I believe the mojo-syntax skill ended up being fairly helpful

1 Like

For me the way I use LLMs is quite different I don’t just use one LLM I use several. For example my main ones are Google Gemini 3 pro and Anthropics Claude.

One thing I noticed is that Claude is very impressive in utilizing previously trained data to generate amazing results such as the Claude C Compiler written in Rust seems like a copy of MLIR.

On the other hand Gemini is quite awesome in generating new patterns based on previous information.
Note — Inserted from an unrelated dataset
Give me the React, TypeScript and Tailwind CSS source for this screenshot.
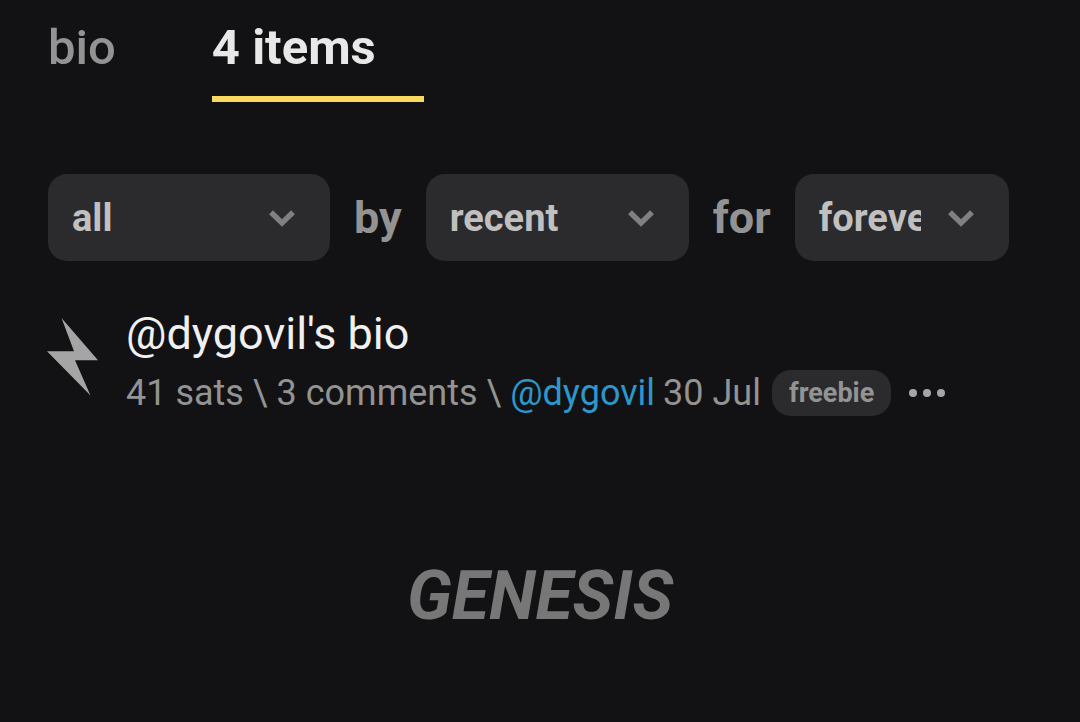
import React from 'react';

interface FilterSelectProps {
  label: string;
  options: string[];
  className: string;
}

const FilterSelect: React.FC<FilterSelectProps> = ({ label, options, className }) => (
  <div className={`relative min-w-0 ${className}`}>
    <select
      aria-label={label}
      defaultValue={options[0]}
      className="block w-full h-[87px] appearance-none rounded-[19px] bg-[#2b2b2d] pt-0.5 pl-6 pr-[88px] text-[38px] font-bold text-[#c0c0c0]"
    >
      {options.map(option => (
        <option key={option} value={option}>{option}</option>
      ))}
    </select>
    <svg viewBox="0 0 26 18" className="pointer-events-none absolute right-[35px] top-[35px] h-[18px] w-[26px]" aria-hidden="true">
      <path d="M2 3.2 L13 14 L24 3.2" fill="none" stroke="#808080" strokeWidth="5.4" />
    </svg>
  </div>
);

const Tabs: React.FC = () => (
  <nav className="flex gap-12 text-[49px] leading-[60px]">
    <a href="#bio" className="pr-12 pb-[18px] font-medium text-[#939393]">bio</a>
    <a href="#items" aria-current="page" className="border-b-6 border-[#fada5e] pr-12 pb-[18px] font-bold text-[#e8e8e8]">
      4 items
    </a>
  </nav>
);

const Item: React.FC = () => (
  <article className="mt-12 -ml-px flex">
    <button type="button" aria-label="zap" className="mt-[9px] h-[78px] w-[51px] shrink-0">
      <svg viewBox="0 0 51 78" className="h-full w-full" aria-hidden="true">
        <path d="M14.5 0 L51 42.2 L28 42.2 L43.5 77.5 L0 33.2 L27 33.2 Z" fill="#a5a5a5" />
      </svg>
    </button>
    <div className="ml-7">
      <a href="#item" className="block text-[45px] leading-[50px] text-[#f0f0f0]">@dygovil's bio</a>
      <div className="mt-[11px] flex flex-wrap items-center text-[36px] leading-[46px] text-[#939393]">
        <span className="whitespace-pre">41 sats \ </span>
        <a href="#comments">3 comments</a>
        <span className="whitespace-pre"> \ </span>
        <a href="#dygovil" className="text-[#2d97cc]">@dygovil</a>
        <time className="ml-2">30 Jul</time>
        <span className="ml-[11px] rounded-[19px] bg-[#2b2b2d] px-[17px] text-[27px] font-bold">freebie</span>
        <button type="button" aria-label="more" className="ml-[18px]">
          <svg viewBox="0 0 36 8" className="h-2 w-9" fill="#a5a5a5" aria-hidden="true">
            <circle cx="4" cy="4" r="4" />
            <circle cx="18" cy="4" r="4" />
            <circle cx="32" cy="4" r="4" />
          </svg>
        </button>
      </div>
    </div>
  </article>
);

const App: React.FC = () => {
  return (
    <div className="min-h-screen bg-[#121214] px-12 pt-[18px] font-['Roboto','Liberation_Sans',sans-serif]">
      <Tabs />

      {/* Sort and range filters */}
      <form className="mt-[72px] flex items-center gap-6 text-[45px] font-bold text-[#939393]">
        <FilterSelect label="type" options={['all', 'posts', 'comments']} className="w-[282px]" />
        by
        <FilterSelect label="sort" options={['recent', 'zaprank', 'sats']} className="w-[263px]" />
        for
        <FilterSelect label="range" options={['forever', 'day', 'week', 'month']} className="w-[214px]" />
      </form>

      <Item />

      {/* End of the list */}
      <div className="mt-[138px] text-center text-[68px] leading-[84px] font-bold text-[#777777] italic">
        GENESIS
      </div>
    </div>
  );
};

export default App;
So if you combine their intelligence it’s massive.

Good point, this may also fall under the umbrella of “the limit is how much money I’m willing to spend on tokens”. All the different models have their strengths and tendencies so having access to multiple different ones is useful.

Spending money in tokens isn’t pain it’s a merit in this case of LLMs.

But the greatest threat is on hallucinations however we might have some measures to do for that.

You can look at the solutions I gave and how we can implement them on systems like EmberRegex.

In the spirit of the project. I gave Claude the article and asked it to implement it. It doesn’t quite necessarily inline everything since some patterns still create recursive cycles in the current implementation, but that can probably be fixed eventually, there does seems to still be a significant speedup in some cases due to eliminating all those dead branches however.

Thanks again to @Verdagon for writing that post!

2 Likes

That’s great to see!

I was thinking that if you could have used pikeVM instead of NFA (Non deterministic finite automata state) you might achieve better performance in emberregex/static_backtrack.mojo

Standard object graphs involve heavy pointer-chasing, which triggers CPU cache misses. By using a Pike VM approach, you flatten the NFA into a contiguous array of instructions.

Speed: Contiguous memory allows the CPU (or NPU) to prefetch instructions efficiently.

Efficiency: Smaller memory footprint (bytes per state vs. objects) keeps the entire state machine in the L1/L2 cache.

Information Source : Google Gemini 3.1 Pro

Try it this way?

I have been experimenting with that actually for certain pathological cases that would otherwise invoke exponential behaviour in the NFA. The PikeVM implementation I have is currently much slower in every case I’ve tried than the compile time optimized NFA in StaticRegex however due to the high constant overheard in PikeVm, though there may be some optimizations to be made in the PileVM with the extra compile information we have in this case.

Since it solves those Pathological cases most far crashes then experimenting on using it is quite a meticulous approach.

If you’ve experimented separately on Emberregex I’ll like to see the code base

May I have the Link for the updates or not yet?

I been spinning through IEEE research papers and websites that’s mostly because LLMs couldn’t give me enough intelligence on this PikeVM.

I’ve been looking on optimizations here is what I extracted.

While the PikeVM is slower than a standard NFA or DFA because it must track and copy capture group offsets for every “thread,” several optimizations can significantly close the gap:

I think the most efficient form of optimization is Initial DFA implementation by using a fast DFA first.

Source: GeeksforGeeks Difference between DFA and NFA - GeeksforGeeks

Another case of what I found is this:

How do you see this approach dude?

I generated a benchmark comparison between my StaticRegex and the pcre2 JIT compiled implementation. I don’t know much about pcre2 so I’m assuming this is a fair comparison, but it appears it’s not only competitive but beats it in many cases!